Microsoft Can Proceed With Suit Over DOJ ‘Gag’ Orders

Microsoft Can Proceed With Suit Over DOJ ‘Gag’ Orders

by Wendy Davis, Staff Writer @wendyndavis, February 9, 2017

In a partial victory for Microsoft, a federal judge said the company can proceed with a lawsuit challenging the constitutionality of “gag” orders that require the company to secretly turn over users’ emails.

U.S. District Court Judge James Robart in Seattle rejected the Justice Department’s argument that Microsoft’s lawsuit should be dismissed. “Microsoft states that of the more than 6,000 demands for customer information that is has received, a majority of the demands are coupled with orders ‘forbidding Microsoft from telling the affected customers that the government was looking at their information,'” Robart writes in a 47-page opinion dated (February 26, 2017) and made public today. “This prohibition amounts to a content-based restriction on speech.”

Robart’s decision allows Microsoft to proceed with claims that the gag orders unlawfully restrict its free speech rights.

Microsoft Can Proceed With Suit Over DOJ 'Gag' Orders

But he also ruled that Microsoft lacked standing to challenge whether the orders violate the Fourth Amendment, which prohibits unlawful searches and seizures. As a practical matter, that portion of the ruling could leave Microsoft’s users without a good way to argue that their emails should remain private.

“Microsoft may not bring a claim to vindicate its customers’ Fourth Amendment rights,” Robart wrote.

“The court acknowledges the difficult situation this doctrine creates for customers subject to government searches and seizures,” he added. “As Microsoft alleges, the indefinite nondisclosure orders … mean that some customers may never know that the government has obtained information in which those customers have a reasonable expectation of privacy.”

The decision marks the second time in a week that Robart is in the news; last Friday, he issued a temporary restraining order against President Donald Trump’s controversial travel ban. The new ruling grew out of a lawsuit filed by Microsoft last April. The company alleged in its complaint that the government “exploited the transition to cloud computing as a means of expanding its power to conduct secret investigations.”

“As individuals and business have moved their most sensitive information to the cloud, the government has increasingly adopted the tactic of obtaining the private digital documents of cloud customers not from the customers themselves, but through legal process directed at online cloud providers like Microsoft,” the company asserted.

The authorities can make those demands thanks to the Electronic Communications Privacy Act — a 1986 law that authorizes secret orders to obtain digital communications. The law sets out several factors that will justify gag orders, ranging from the possibility that targets will intimidate witnesses to the possibility that evidence will be destroyed.

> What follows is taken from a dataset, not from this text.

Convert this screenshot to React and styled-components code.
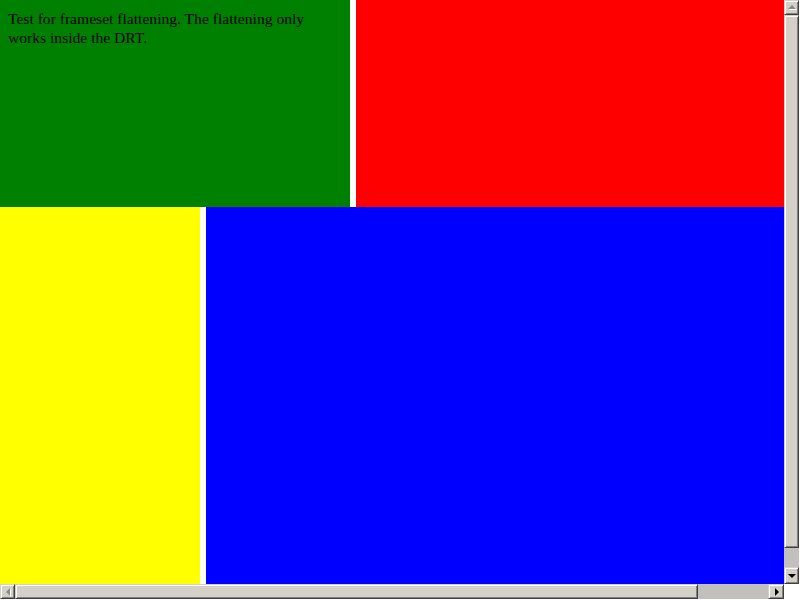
import React from "react";
import styled, { createGlobalStyle, css } from "styled-components";

const Global = createGlobalStyle`
  html, body { margin: 0; padding: 0; background: #ffffff; overflow: hidden; }
  #root { width: 800px; height: 600px; }
`;

const Viewport = styled.div`
  width: 800px;
  height: 600px;
  display: grid;
  grid-template-columns: 784px 15px 1px;
  grid-template-rows: 584px 15px 1px;
  background: #ffffff;
`;

const Frameset = styled.div`
  display: grid;
  grid-template-rows: 207px 377px;
  overflow: hidden;
`;

const Row = styled.div`
  display: grid;
  grid-template-columns: ${(p) => p.$left}px 1fr;
  column-gap: 6px;
  background: #ffffff;
`;

const Frame = styled.div`
  background: ${(p) => p.$color};
  overflow: hidden;
  padding: 8px;
  box-sizing: border-box;
  font-family: "Liberation Serif", "Times New Roman", serif;
  font-size: 15.6px;
  line-height: 19px;
  color: #000000;
`;

const Text = styled.p`
  margin: 1px 0 0 0;
  width: 320px;
`;

const bevel = css`
  box-sizing: border-box;
  background: #d4d0c8;
  border-top: 1px solid #d4d0c8;
  border-left: 1px solid #d4d0c8;
  border-right: 1px solid #404040;
  border-bottom: 1px solid #404040;
  box-shadow: inset 1px 1px 0 #ffffff, inset -1px -1px 0 #808080;
`;

const VBar = styled.div`
  display: flex;
  flex-direction: column;
  background: #c2c0bc;
`;

const HBar = styled.div`
  display: flex;
  flex-direction: row;
  background: #c2c0bc;
`;

const Button = styled.div`
  ${bevel};
  flex: 0 0 ${(p) => p.$size}px;
  display: flex;
  align-items: center;
  justify-content: center;
`;

const Thumb = styled.div`
  ${bevel};
  flex: 0 0 ${(p) => p.$size}px;
`;

const Track = styled.div`
  flex: 1;
`;

const arrowColor = (p) => (p.$disabled ? "#8a8a88" : "#000000");

const Arrow = styled.div`
  width: 0;
  height: 0;
  ${(p) =>
    p.$dir === "up" &&
    css`
      border-left: 4px solid transparent;
      border-right: 4px solid transparent;
      border-bottom: 4px solid ${arrowColor(p)};
      margin-top: -1px;
      ${p.$disabled && "filter: drop-shadow(1px 1px 0 #ffffff);"}
    `}
  ${(p) =>
    p.$dir === "down" &&
    css`
      border-left: 4px solid transparent;
      border-right: 4px solid transparent;
      border-top: 4px solid ${arrowColor(p)};
    `}
  ${(p) =>
    p.$dir === "left" &&
    css`
      border-top: 4px solid transparent;
      border-bottom: 4px solid transparent;
      border-right: 4px solid ${arrowColor(p)};
      ${p.$disabled && "filter: drop-shadow(1px 1px 0 #ffffff);"}
    `}
  ${(p) =>
    p.$dir === "right" &&
    css`
      border-top: 4px solid transparent;
      border-bottom: 4px solid transparent;
      border-left: 4px solid ${arrowColor(p)};
      margin-left: 1px;
    `}
`;

const Corner = styled.div`
  background: #ffffff;
`;

export default function App() {
  return (
    <>
      <Global />
      <Viewport>
        <Frameset>
          <Row $left={350}>
            <Frame $color="#008000">
              <Text>
                Test for frameset flattening. The flattening only works inside
                the DRT.
              </Text>
            </Frame>
            <Frame $color="#ff0000" />
          </Row>
          <Row $left={200}>
            <Frame $color="#ffff00" />
            <Frame $color="#0000ff" />
          </Row>
        </Frameset>
        <VBar>
          <Button $size={15}>
            <Arrow $dir="up" $disabled />
          </Button>
          <Thumb $size={533} />
          <Track />
          <Button $size={17}>
            <Arrow $dir="down" />
          </Button>
        </VBar>
        <Corner />
        <HBar>
          <Button $size={15}>
            <Arrow $dir="left" $disabled />
          </Button>
          <Thumb $size={683} />
          <Track />
          <Button $size={16}>
            <Arrow $dir="right" />
          </Button>
        </HBar>
        <Corner />
        <Corner />
        <Corner />
        <Corner />
        <Corner />
      </Viewport>
    </>
  );
}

Earlier this week, the House passed a bill that would reform ECPA by requiring the government to obtain a warrant for all stored online communications. Currently, authorities only need a warrant for emails or other documents that have been stored for fewer than eight months — a relic from the 1980s, when people didn’t yet store information in the cloud.

Whether the reform bill will move forward in the Senate remains uncertain. The House has voted to revamp ECPA in the past, but lawmakers in the Senate have proven unwilling to do so.

Even without a new law, judges always have the power to rule that law enforcement authorities have acted unconstitutionally. To date, at least one federal appeals panel said the constitutional ban on unreasonable searches and seizures trumps ECPA. In that case, the 6th Circuit Court of Appeals ruled that the police must obtain a search warrant before they can legally access email messages.